Gordy,
I agree. It would be nice to have consensus.
Unfortunately, when I did my calculations it was one of those “can’t sleep at night so let’s do calculus” sessions and I didn’t save the paper I was working on. I also got lazy and used one of those online integral calculators. I don’t really trust machines.
The angular momentum for a point particle is classically represented as a pseudovector r × p, the cross product of the particle's position vector r (relative to some origin) and its momentum vector; the latter is p = mv. Using the center of rotation that equates to the center of mass will give you an approximation for the rotation vector. It was how I came up with the first estimate of 2. In that calculation I also simplified the velocity field around the loop to decrease linearly.
Of course the velocity field around the loop doesn’t decrease linearly. It can be derived using the cycloid equation or to use the transform that you showed earlier (add a constant to the x velocity).

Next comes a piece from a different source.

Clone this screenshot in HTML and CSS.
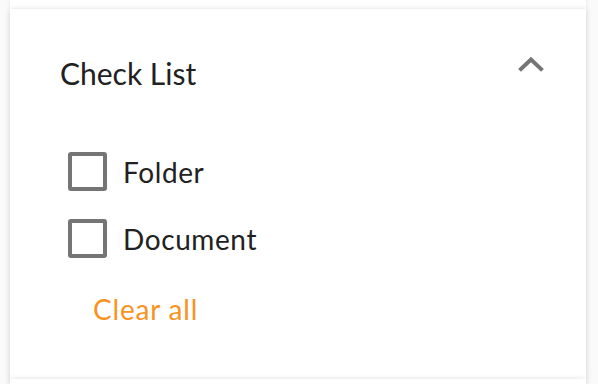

Since it’s linear it will be the same in any Cartesian coordinate system as long as the orientation of the axes doesn’t change, i.e. it’s okay to change the origin.
The rotation vector is another issue since the center of the loop in the loop centric frame and at the bottom of the loop in the fixed frame.it’s magnitude does not remain constant in that view.
"There can be only one." - The Highlander.
PS. I have a flying tank. Your argument is irrelevant.
PSS. How to generate a climbing loop through control of the casting stroke is left as a (considerable) exercise to the reader.